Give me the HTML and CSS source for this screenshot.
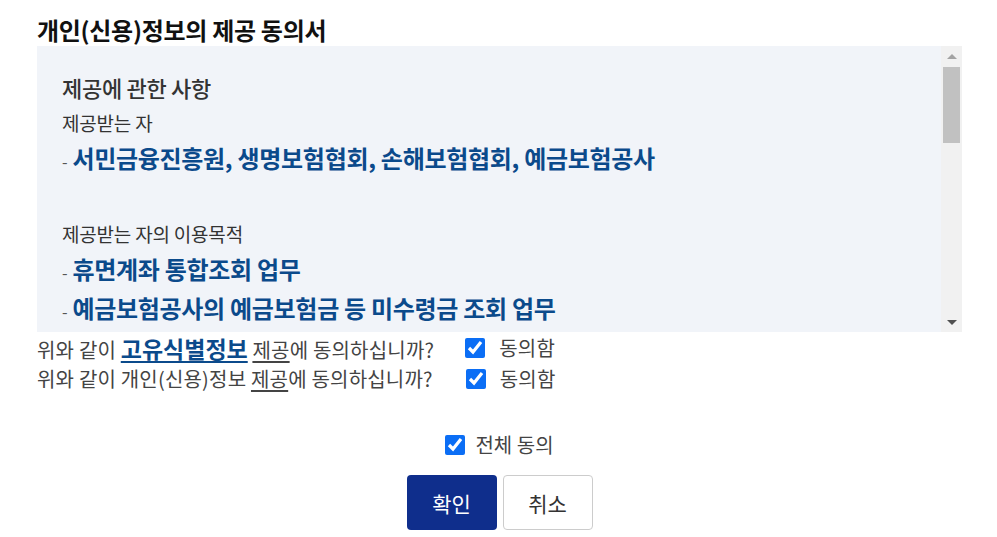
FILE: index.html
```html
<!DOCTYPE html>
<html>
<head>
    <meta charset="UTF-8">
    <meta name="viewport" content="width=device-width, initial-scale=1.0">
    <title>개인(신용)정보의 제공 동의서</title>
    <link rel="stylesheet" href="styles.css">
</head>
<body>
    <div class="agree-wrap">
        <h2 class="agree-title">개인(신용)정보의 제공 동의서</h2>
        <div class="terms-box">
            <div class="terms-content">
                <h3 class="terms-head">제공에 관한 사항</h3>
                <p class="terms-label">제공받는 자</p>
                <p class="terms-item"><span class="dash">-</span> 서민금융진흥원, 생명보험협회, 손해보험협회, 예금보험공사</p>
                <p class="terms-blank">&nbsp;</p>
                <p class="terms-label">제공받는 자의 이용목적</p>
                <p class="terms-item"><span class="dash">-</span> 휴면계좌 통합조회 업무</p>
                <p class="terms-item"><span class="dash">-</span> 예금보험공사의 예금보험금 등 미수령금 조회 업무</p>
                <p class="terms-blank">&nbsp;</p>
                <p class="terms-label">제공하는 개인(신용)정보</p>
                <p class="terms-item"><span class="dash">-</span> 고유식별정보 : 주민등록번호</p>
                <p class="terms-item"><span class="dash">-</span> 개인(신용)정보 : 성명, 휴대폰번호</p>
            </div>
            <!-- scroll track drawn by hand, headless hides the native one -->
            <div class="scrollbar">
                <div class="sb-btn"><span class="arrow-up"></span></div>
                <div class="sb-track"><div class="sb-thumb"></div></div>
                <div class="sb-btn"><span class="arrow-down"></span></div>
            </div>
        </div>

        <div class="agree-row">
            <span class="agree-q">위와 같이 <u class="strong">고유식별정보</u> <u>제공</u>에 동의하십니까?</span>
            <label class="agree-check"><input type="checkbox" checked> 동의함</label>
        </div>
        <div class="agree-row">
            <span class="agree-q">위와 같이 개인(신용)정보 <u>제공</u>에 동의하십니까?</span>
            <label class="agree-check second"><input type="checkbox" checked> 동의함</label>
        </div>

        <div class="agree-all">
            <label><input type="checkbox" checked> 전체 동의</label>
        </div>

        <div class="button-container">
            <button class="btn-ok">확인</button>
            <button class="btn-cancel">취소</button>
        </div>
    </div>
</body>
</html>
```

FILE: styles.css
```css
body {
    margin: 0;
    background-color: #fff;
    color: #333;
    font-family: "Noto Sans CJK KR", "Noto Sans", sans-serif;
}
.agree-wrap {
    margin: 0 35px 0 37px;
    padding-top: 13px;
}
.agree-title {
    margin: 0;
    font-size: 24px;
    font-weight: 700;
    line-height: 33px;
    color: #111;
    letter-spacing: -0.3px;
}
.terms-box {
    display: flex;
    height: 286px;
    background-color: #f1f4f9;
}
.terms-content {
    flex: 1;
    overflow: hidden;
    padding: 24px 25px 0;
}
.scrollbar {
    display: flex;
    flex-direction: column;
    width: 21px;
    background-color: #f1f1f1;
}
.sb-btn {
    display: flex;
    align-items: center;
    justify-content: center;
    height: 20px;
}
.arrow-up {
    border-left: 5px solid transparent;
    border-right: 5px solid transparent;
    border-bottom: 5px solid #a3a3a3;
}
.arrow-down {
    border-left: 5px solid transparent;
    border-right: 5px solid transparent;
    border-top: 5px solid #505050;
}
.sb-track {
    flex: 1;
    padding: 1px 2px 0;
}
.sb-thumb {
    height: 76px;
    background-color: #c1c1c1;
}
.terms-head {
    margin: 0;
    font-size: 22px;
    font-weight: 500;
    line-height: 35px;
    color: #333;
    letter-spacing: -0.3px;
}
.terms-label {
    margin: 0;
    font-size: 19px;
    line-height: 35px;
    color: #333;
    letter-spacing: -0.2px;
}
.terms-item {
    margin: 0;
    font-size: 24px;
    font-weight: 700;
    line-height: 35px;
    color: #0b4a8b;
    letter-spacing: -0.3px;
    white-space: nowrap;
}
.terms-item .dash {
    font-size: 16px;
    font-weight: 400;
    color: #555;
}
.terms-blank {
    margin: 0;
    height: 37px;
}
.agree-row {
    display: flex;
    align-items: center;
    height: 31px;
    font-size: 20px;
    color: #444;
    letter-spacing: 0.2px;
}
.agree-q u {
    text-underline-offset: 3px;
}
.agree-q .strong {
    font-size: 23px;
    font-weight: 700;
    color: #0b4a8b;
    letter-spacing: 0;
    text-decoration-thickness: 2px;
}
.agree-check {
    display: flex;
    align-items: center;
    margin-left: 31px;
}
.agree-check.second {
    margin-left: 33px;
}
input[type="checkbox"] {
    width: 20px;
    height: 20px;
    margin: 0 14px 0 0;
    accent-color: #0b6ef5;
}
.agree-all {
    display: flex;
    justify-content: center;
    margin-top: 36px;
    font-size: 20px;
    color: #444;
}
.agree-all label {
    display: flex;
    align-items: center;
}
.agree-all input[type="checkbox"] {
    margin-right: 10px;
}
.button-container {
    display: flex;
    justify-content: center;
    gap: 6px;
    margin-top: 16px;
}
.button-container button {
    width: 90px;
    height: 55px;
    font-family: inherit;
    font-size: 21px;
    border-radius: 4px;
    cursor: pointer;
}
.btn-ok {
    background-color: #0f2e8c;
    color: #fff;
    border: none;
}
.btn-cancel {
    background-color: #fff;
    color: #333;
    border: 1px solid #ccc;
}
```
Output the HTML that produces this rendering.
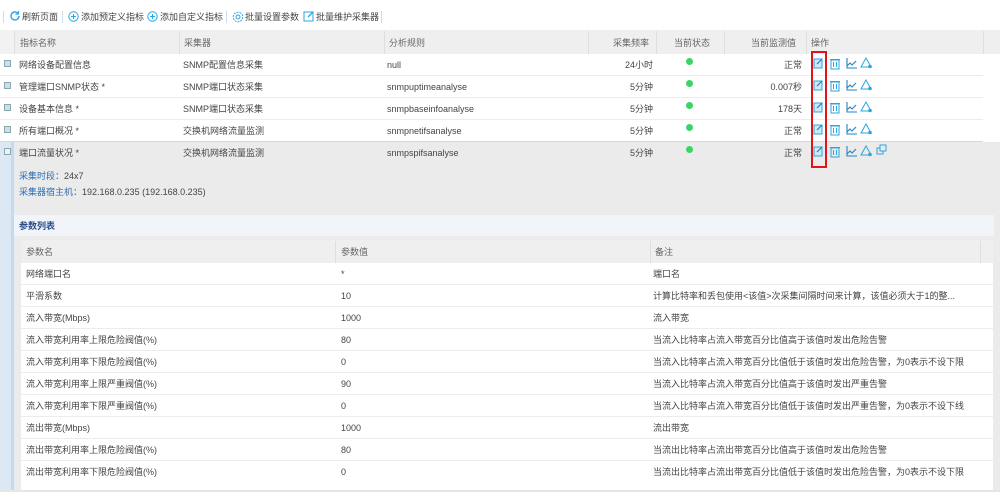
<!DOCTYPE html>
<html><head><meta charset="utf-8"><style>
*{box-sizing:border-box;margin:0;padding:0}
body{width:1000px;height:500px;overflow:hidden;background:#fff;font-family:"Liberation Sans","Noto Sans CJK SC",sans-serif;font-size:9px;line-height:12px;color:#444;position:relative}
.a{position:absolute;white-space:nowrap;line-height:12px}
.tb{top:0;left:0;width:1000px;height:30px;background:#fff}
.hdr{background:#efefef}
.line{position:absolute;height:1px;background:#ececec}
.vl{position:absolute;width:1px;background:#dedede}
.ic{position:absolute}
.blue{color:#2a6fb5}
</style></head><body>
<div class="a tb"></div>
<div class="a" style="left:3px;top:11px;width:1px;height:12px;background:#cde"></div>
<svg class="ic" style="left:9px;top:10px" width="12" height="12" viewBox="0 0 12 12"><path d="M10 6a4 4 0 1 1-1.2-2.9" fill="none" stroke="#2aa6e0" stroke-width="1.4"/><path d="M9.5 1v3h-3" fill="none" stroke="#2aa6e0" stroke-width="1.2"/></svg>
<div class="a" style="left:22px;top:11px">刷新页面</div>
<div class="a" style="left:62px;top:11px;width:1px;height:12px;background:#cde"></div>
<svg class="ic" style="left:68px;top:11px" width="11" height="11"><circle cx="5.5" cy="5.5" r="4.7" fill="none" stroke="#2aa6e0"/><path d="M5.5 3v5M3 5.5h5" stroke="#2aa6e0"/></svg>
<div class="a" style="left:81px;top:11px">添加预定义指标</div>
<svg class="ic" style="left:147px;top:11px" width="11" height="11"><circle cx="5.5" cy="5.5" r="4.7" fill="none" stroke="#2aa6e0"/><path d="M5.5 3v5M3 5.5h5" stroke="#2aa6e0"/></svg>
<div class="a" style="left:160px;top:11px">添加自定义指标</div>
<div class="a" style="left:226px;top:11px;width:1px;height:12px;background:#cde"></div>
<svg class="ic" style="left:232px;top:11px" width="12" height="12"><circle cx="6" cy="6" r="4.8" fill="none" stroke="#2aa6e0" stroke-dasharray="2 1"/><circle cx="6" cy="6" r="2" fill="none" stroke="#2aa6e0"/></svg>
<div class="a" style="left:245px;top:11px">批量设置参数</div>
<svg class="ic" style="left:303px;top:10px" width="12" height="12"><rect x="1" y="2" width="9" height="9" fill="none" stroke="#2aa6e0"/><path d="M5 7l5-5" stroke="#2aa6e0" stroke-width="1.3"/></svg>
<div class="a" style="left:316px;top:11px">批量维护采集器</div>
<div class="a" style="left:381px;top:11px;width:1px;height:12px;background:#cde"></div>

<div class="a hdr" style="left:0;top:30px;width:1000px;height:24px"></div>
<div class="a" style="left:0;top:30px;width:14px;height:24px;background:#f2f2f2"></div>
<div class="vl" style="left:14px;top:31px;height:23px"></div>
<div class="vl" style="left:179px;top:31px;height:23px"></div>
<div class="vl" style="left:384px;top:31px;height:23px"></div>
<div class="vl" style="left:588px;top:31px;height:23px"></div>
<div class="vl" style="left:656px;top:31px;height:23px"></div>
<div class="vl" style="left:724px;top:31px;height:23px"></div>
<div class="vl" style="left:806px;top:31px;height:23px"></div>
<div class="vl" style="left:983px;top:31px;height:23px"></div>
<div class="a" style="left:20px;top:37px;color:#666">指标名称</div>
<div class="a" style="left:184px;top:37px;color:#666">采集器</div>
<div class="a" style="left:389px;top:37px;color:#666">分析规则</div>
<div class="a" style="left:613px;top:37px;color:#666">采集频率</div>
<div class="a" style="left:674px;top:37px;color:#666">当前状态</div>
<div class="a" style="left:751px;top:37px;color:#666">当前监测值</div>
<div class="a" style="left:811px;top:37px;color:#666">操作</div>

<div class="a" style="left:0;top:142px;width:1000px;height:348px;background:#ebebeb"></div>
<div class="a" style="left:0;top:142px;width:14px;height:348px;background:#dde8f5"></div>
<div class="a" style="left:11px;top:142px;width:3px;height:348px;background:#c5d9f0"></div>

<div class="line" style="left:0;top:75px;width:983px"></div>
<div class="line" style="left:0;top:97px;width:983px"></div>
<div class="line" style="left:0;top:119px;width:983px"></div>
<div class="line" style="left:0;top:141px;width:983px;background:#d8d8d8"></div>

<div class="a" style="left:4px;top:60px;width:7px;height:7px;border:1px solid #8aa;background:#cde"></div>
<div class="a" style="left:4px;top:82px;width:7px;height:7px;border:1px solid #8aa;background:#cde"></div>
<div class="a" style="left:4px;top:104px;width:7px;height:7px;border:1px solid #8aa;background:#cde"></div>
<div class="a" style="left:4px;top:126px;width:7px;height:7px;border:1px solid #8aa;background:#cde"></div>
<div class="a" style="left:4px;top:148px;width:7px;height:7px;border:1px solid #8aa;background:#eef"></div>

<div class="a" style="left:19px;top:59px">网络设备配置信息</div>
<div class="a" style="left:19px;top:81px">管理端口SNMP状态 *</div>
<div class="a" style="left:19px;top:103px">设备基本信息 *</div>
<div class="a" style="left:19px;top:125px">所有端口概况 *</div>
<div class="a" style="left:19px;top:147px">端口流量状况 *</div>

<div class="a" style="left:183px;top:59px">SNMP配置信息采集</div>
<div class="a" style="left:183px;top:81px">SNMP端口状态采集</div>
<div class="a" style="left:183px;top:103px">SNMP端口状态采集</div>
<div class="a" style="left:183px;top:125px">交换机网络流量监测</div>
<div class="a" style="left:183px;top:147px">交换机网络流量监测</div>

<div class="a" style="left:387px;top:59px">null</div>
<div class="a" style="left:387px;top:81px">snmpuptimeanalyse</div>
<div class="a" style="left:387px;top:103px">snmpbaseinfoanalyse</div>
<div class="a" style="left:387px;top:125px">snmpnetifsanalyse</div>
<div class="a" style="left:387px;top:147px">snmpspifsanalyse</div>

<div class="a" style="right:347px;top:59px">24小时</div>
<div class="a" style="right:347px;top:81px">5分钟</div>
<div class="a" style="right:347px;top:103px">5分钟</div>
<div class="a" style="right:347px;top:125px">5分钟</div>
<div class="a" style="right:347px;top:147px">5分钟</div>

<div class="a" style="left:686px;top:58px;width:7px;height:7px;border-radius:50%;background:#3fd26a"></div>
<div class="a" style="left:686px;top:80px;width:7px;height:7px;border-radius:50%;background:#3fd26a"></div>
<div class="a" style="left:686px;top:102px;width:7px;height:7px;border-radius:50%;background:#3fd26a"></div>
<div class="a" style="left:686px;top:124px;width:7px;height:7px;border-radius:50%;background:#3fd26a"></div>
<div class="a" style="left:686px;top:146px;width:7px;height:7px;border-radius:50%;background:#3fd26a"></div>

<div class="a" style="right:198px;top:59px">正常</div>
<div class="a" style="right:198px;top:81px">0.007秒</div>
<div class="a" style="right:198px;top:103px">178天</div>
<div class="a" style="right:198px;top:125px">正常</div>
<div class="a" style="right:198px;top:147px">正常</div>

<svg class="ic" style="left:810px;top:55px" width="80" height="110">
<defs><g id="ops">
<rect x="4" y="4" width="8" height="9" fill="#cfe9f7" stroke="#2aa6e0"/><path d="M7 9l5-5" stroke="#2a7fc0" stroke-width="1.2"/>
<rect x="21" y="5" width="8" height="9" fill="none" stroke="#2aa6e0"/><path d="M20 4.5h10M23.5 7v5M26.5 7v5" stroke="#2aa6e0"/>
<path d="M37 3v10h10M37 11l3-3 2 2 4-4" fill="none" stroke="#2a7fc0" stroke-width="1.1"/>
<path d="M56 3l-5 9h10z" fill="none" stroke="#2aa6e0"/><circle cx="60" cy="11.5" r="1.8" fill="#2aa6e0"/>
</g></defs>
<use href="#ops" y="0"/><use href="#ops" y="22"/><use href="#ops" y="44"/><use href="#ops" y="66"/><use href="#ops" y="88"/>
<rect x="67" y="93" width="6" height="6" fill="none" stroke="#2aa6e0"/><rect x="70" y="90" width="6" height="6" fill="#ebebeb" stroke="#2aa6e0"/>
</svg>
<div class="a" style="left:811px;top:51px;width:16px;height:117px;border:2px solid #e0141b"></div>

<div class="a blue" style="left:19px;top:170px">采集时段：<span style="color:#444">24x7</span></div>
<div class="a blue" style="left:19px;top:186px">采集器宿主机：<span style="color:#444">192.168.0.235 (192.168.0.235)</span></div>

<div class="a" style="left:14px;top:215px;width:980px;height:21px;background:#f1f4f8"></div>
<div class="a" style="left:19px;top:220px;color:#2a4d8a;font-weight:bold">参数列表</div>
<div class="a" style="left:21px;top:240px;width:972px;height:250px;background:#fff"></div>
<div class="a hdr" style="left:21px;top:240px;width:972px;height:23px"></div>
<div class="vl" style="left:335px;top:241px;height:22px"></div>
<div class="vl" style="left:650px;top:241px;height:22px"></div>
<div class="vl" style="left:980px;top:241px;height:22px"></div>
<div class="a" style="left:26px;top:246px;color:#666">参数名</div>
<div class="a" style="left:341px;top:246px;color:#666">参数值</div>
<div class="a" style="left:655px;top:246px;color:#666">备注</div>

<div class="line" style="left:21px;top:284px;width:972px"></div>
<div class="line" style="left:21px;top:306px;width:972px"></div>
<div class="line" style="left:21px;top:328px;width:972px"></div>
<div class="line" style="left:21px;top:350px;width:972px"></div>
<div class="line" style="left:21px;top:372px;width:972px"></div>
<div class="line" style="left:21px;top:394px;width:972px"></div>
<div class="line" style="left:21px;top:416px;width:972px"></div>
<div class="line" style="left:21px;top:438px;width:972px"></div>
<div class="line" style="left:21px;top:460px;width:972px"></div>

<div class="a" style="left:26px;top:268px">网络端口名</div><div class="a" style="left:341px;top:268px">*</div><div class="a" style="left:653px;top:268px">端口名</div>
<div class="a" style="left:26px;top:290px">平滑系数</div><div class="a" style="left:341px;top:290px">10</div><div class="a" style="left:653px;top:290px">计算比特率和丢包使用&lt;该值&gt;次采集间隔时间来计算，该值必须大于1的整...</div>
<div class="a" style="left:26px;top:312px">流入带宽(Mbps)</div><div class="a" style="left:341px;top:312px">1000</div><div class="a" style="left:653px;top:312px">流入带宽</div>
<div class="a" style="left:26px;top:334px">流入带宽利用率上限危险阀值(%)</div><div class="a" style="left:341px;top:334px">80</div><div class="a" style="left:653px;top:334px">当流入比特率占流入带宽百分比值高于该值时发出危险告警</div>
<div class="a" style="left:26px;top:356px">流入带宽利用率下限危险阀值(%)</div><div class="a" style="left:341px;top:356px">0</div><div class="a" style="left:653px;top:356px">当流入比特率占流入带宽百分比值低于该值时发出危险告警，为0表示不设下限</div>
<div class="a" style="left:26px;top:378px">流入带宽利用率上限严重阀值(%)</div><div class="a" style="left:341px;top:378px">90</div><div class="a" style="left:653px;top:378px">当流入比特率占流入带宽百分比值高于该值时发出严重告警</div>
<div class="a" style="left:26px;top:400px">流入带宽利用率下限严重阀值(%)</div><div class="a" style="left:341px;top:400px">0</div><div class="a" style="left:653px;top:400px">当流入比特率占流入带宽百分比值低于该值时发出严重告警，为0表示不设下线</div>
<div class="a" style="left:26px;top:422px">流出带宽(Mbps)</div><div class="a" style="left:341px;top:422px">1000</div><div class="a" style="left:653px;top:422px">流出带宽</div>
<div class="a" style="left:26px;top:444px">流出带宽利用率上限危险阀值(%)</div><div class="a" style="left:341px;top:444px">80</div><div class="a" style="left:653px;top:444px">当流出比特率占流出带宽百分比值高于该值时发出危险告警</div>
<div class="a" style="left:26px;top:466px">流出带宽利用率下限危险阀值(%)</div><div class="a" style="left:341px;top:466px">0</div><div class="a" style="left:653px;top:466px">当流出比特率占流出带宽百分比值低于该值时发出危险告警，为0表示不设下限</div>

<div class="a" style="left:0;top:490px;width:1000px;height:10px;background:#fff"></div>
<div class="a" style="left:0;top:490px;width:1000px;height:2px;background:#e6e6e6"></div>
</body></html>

════════════════════

:: Instruction ::
Report all lines of the material that contain the word "this".

:: Worked answer ::
Give me the HTML and CSS source for this screenshot.
Output the HTML that produces this rendering.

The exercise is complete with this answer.